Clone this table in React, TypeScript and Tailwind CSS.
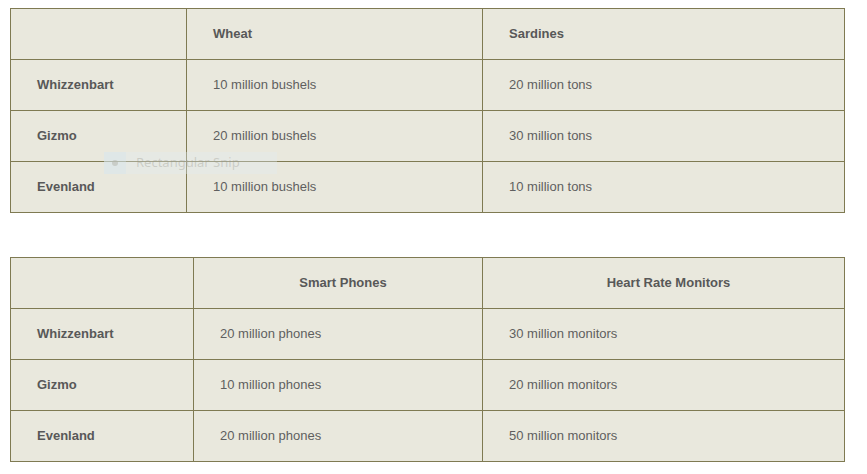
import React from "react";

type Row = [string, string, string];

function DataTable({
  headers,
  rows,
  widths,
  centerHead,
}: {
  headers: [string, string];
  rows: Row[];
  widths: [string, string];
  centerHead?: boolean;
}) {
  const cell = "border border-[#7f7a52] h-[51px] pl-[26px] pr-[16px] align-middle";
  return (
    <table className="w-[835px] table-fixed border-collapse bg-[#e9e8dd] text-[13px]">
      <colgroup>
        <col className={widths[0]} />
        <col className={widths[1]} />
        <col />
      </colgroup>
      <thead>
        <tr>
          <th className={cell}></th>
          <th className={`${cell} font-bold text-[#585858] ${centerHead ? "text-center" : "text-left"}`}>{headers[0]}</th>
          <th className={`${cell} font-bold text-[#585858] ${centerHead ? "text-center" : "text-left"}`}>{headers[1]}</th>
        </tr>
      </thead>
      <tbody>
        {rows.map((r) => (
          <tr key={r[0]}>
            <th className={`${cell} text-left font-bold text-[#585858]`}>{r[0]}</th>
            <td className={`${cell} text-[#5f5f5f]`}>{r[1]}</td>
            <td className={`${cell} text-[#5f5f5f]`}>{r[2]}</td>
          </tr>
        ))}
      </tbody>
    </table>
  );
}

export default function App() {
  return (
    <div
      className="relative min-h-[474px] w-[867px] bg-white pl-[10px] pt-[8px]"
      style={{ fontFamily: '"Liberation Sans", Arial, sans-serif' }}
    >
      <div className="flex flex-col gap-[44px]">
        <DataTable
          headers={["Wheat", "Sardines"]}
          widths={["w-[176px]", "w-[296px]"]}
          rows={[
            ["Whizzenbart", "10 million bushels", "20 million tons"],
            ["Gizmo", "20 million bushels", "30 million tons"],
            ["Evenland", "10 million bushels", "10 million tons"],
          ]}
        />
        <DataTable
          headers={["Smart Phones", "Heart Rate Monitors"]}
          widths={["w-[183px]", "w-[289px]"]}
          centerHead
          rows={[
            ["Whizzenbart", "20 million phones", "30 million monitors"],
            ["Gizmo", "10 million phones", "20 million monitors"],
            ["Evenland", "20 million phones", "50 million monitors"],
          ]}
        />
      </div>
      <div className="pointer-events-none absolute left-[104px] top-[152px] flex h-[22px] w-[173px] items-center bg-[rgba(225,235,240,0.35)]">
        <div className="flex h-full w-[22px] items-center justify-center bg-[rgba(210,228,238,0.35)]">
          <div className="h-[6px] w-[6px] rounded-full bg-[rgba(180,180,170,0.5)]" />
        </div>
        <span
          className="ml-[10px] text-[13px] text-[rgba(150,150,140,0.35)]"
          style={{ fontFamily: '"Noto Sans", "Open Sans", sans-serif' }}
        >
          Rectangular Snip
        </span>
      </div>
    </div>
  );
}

=====

Aim: Retype everything in the material word for word, minus pictures.

Solution for this task:
Clone this table in React, TypeScript and Tailwind CSS.
import React from "react";

type Row = [string, string, string];

function DataTable({
  headers,
  rows,
  widths,
  centerHead,
}: {
  headers: [string, string];
  rows: Row[];
  widths: [string, string];
  centerHead?: boolean;
}) {
  const cell = "border border-[#7f7a52] h-[51px] pl-[26px] pr-[16px] align-middle";
  return (
    <table className="w-[835px] table-fixed border-collapse bg-[#e9e8dd] text-[13px]">
      <colgroup>
        <col className={widths[0]} />
        <col className={widths[1]} />
        <col />
      </colgroup>
      <thead>
        <tr>
          <th className={cell}></th>
          <th className={`${cell} font-bold text-[#585858] ${centerHead ? "text-center" : "text-left"}`}>{headers[0]}</th>
          <th className={`${cell} font-bold text-[#585858] ${centerHead ? "text-center" : "text-left"}`}>{headers[1]}</th>
        </tr>
      </thead>
      <tbody>
        {rows.map((r) => (
          <tr key={r[0]}>
            <th className={`${cell} text-left font-bold text-[#585858]`}>{r[0]}</th>
            <td className={`${cell} text-[#5f5f5f]`}>{r[1]}</td>
            <td className={`${cell} text-[#5f5f5f]`}>{r[2]}</td>
          </tr>
        ))}
      </tbody>
    </table>
  );
}

export default function App() {
  return (
    <div
      className="relative min-h-[474px] w-[867px] bg-white pl-[10px] pt-[8px]"
      style={{ fontFamily: '"Liberation Sans", Arial, sans-serif' }}
    >
      <div className="flex flex-col gap-[44px]">
        <DataTable
          headers={["Wheat", "Sardines"]}
          widths={["w-[176px]", "w-[296px]"]}
          rows={[
            ["Whizzenbart", "10 million bushels", "20 million tons"],
            ["Gizmo", "20 million bushels", "30 million tons"],
            ["Evenland", "10 million bushels", "10 million tons"],
          ]}
        />
        <DataTable
          headers={["Smart Phones", "Heart Rate Monitors"]}
          widths={["w-[183px]", "w-[289px]"]}
          centerHead
          rows={[
            ["Whizzenbart", "20 million phones", "30 million monitors"],
            ["Gizmo", "10 million phones", "20 million monitors"],
            ["Evenland", "20 million phones", "50 million monitors"],
          ]}
        />
      </div>
      <div className="pointer-events-none absolute left-[104px] top-[152px] flex h-[22px] w-[173px] items-center bg-[rgba(225,235,240,0.35)]">
        <div className="flex h-full w-[22px] items-center justify-center bg-[rgba(210,228,238,0.35)]">
          <div className="h-[6px] w-[6px] rounded-full bg-[rgba(180,180,170,0.5)]" />
        </div>
        <span
          className="ml-[10px] text-[13px] text-[rgba(150,150,140,0.35)]"
          style={{ fontFamily: '"Noto Sans", "Open Sans", sans-serif' }}
        >
          Rectangular Snip
        </span>
      </div>
    </div>
  );
}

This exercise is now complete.